Your task is to repeat the lines below exactly, excluding any pictures they contain.

## Given data
-*-*-
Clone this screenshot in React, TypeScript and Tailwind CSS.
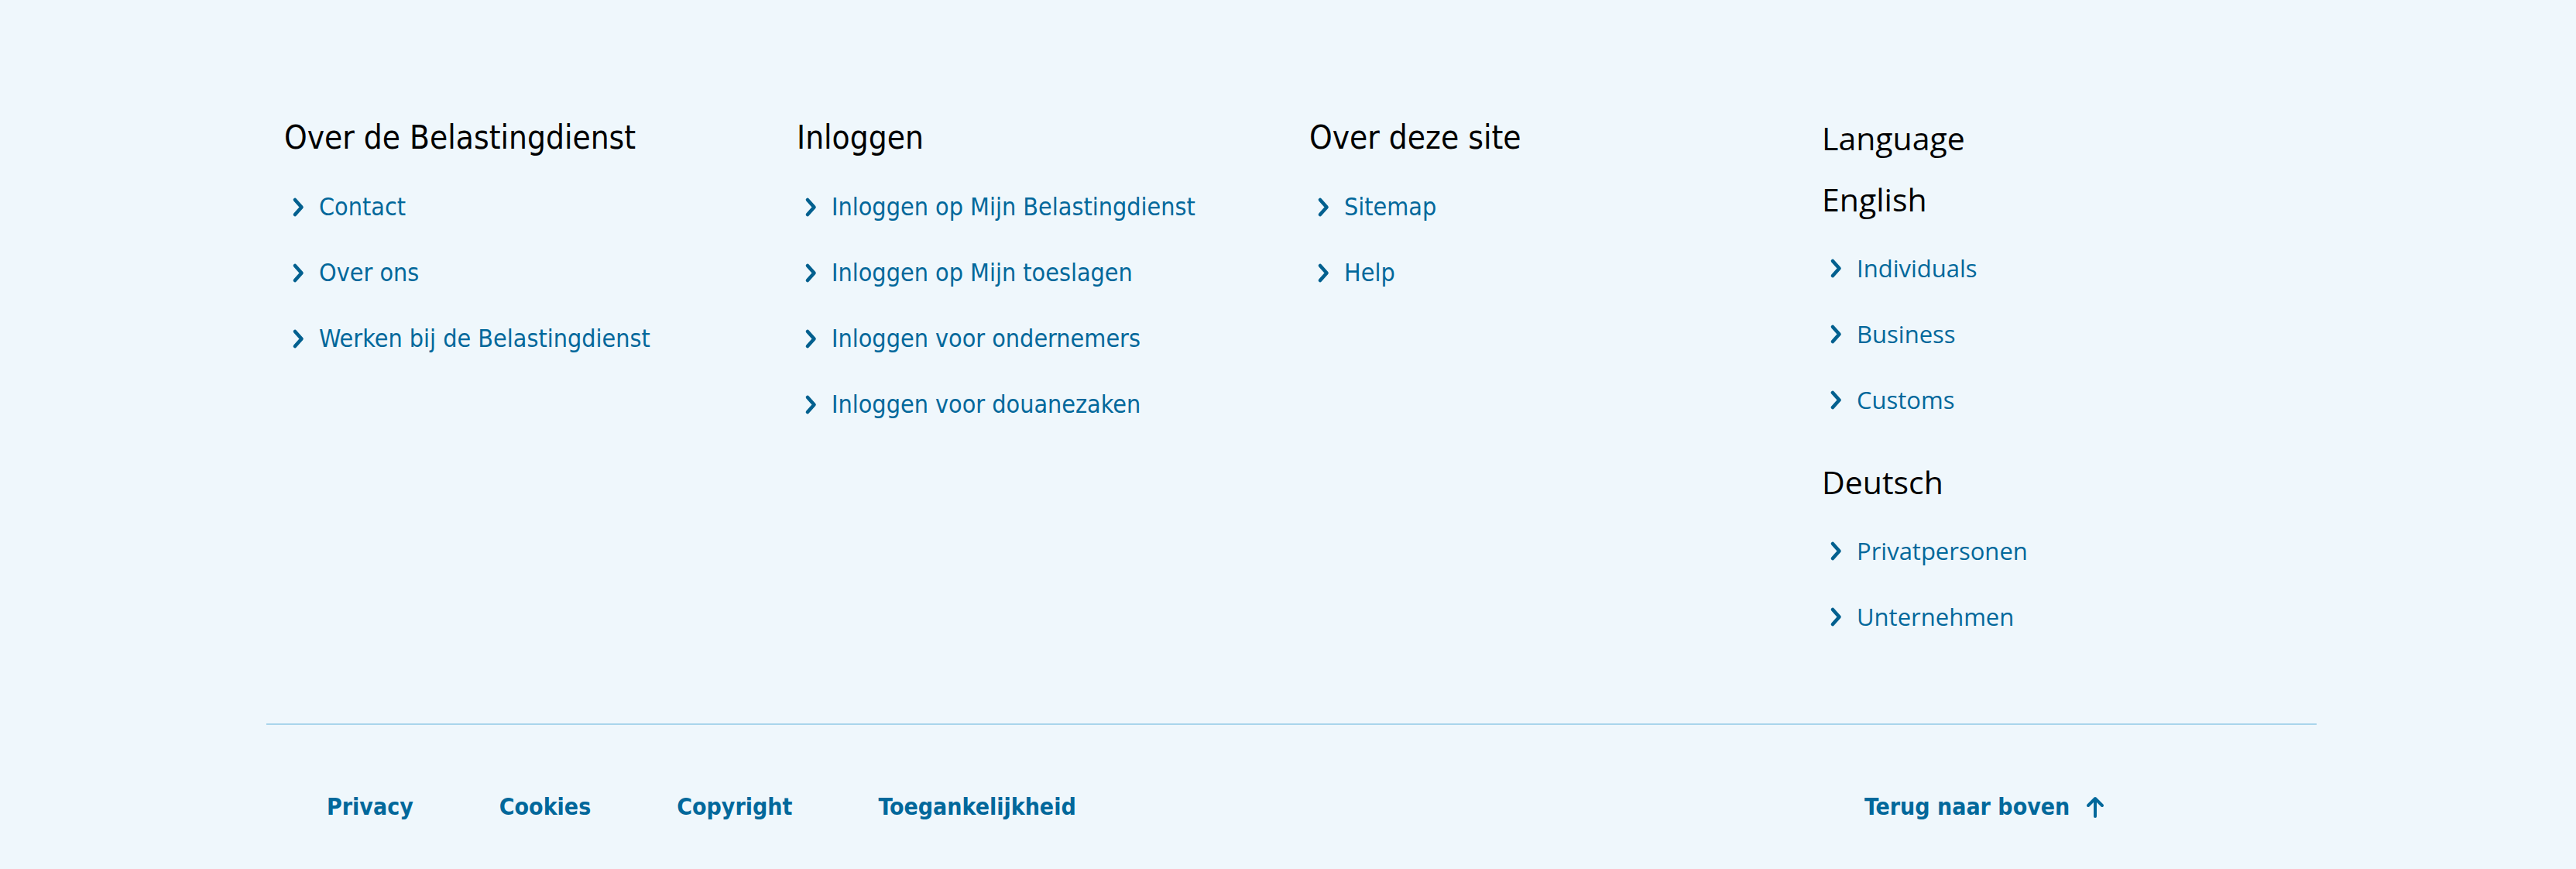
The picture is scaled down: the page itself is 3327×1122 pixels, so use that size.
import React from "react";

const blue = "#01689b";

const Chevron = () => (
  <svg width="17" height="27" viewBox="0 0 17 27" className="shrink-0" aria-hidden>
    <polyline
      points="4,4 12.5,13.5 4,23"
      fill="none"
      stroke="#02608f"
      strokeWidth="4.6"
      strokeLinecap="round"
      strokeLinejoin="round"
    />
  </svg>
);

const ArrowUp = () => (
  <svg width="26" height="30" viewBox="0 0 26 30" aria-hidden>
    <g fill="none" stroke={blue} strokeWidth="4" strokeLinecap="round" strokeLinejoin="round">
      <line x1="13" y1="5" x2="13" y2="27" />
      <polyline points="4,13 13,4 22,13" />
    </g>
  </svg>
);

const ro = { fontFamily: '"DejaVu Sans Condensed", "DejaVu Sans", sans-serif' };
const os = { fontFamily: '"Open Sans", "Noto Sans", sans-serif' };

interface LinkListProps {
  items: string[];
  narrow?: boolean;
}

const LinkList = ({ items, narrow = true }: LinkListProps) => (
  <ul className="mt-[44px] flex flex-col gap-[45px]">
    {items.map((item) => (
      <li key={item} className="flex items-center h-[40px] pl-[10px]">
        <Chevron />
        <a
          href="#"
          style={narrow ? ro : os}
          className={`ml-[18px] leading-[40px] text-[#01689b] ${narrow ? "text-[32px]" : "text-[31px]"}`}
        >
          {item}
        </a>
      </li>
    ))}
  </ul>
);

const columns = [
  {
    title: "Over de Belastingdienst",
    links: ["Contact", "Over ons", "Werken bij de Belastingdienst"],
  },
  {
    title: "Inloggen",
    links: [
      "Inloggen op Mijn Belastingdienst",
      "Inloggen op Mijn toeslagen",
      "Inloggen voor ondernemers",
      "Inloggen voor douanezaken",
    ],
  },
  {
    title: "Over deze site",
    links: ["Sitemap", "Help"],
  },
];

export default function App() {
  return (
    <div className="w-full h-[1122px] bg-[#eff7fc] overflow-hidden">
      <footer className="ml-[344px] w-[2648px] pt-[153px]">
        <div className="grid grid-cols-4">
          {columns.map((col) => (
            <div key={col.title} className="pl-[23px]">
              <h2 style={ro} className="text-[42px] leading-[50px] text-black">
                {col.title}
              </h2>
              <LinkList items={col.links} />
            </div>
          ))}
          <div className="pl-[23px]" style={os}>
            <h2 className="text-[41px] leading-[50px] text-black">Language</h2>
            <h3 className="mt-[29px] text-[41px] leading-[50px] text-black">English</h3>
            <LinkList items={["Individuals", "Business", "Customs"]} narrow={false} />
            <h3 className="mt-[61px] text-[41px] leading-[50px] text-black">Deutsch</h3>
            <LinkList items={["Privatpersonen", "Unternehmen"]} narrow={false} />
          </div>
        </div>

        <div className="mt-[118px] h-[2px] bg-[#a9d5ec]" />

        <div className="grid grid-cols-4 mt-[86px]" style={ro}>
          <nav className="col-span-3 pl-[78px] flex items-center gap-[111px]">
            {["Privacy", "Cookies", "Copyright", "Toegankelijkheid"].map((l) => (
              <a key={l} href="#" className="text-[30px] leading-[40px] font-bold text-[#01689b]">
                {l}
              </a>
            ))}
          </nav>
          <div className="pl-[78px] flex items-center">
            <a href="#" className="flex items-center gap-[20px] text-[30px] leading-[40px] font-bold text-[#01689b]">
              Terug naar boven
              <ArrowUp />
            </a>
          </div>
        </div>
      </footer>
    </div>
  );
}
-*-*-
## Finished task
Clone this screenshot in React, TypeScript and Tailwind CSS.
The picture is scaled down: the page itself is 3327×1122 pixels, so use that size.
import React from "react";

const blue = "#01689b";

const Chevron = () => (
  <svg width="17" height="27" viewBox="0 0 17 27" className="shrink-0" aria-hidden>
    <polyline
      points="4,4 12.5,13.5 4,23"
      fill="none"
      stroke="#02608f"
      strokeWidth="4.6"
      strokeLinecap="round"
      strokeLinejoin="round"
    />
  </svg>
);

const ArrowUp = () => (
  <svg width="26" height="30" viewBox="0 0 26 30" aria-hidden>
    <g fill="none" stroke={blue} strokeWidth="4" strokeLinecap="round" strokeLinejoin="round">
      <line x1="13" y1="5" x2="13" y2="27" />
      <polyline points="4,13 13,4 22,13" />
    </g>
  </svg>
);

const ro = { fontFamily: '"DejaVu Sans Condensed", "DejaVu Sans", sans-serif' };
const os = { fontFamily: '"Open Sans", "Noto Sans", sans-serif' };

interface LinkListProps {
  items: string[];
  narrow?: boolean;
}

const LinkList = ({ items, narrow = true }: LinkListProps) => (
  <ul className="mt-[44px] flex flex-col gap-[45px]">
    {items.map((item) => (
      <li key={item} className="flex items-center h-[40px] pl-[10px]">
        <Chevron />
        <a
          href="#"
          style={narrow ? ro : os}
          className={`ml-[18px] leading-[40px] text-[#01689b] ${narrow ? "text-[32px]" : "text-[31px]"}`}
        >
          {item}
        </a>
      </li>
    ))}
  </ul>
);

const columns = [
  {
    title: "Over de Belastingdienst",
    links: ["Contact", "Over ons", "Werken bij de Belastingdienst"],
  },
  {
    title: "Inloggen",
    links: [
      "Inloggen op Mijn Belastingdienst",
      "Inloggen op Mijn toeslagen",
      "Inloggen voor ondernemers",
      "Inloggen voor douanezaken",
    ],
  },
  {
    title: "Over deze site",
    links: ["Sitemap", "Help"],
  },
];

export default function App() {
  return (
    <div className="w-full h-[1122px] bg-[#eff7fc] overflow-hidden">
      <footer className="ml-[344px] w-[2648px] pt-[153px]">
        <div className="grid grid-cols-4">
          {columns.map((col) => (
            <div key={col.title} className="pl-[23px]">
              <h2 style={ro} className="text-[42px] leading-[50px] text-black">
                {col.title}
              </h2>
              <LinkList items={col.links} />
            </div>
          ))}
          <div className="pl-[23px]" style={os}>
            <h2 className="text-[41px] leading-[50px] text-black">Language</h2>
            <h3 className="mt-[29px] text-[41px] leading-[50px] text-black">English</h3>
            <LinkList items={["Individuals", "Business", "Customs"]} narrow={false} />
            <h3 className="mt-[61px] text-[41px] leading-[50px] text-black">Deutsch</h3>
            <LinkList items={["Privatpersonen", "Unternehmen"]} narrow={false} />
          </div>
        </div>

        <div className="mt-[118px] h-[2px] bg-[#a9d5ec]" />

        <div className="grid grid-cols-4 mt-[86px]" style={ro}>
          <nav className="col-span-3 pl-[78px] flex items-center gap-[111px]">
            {["Privacy", "Cookies", "Copyright", "Toegankelijkheid"].map((l) => (
              <a key={l} href="#" className="text-[30px] leading-[40px] font-bold text-[#01689b]">
                {l}
              </a>
            ))}
          </nav>
          <div className="pl-[78px] flex items-center">
            <a href="#" className="flex items-center gap-[20px] text-[30px] leading-[40px] font-bold text-[#01689b]">
              Terug naar boven
              <ArrowUp />
            </a>
          </div>
        </div>
      </footer>
    </div>
  );
}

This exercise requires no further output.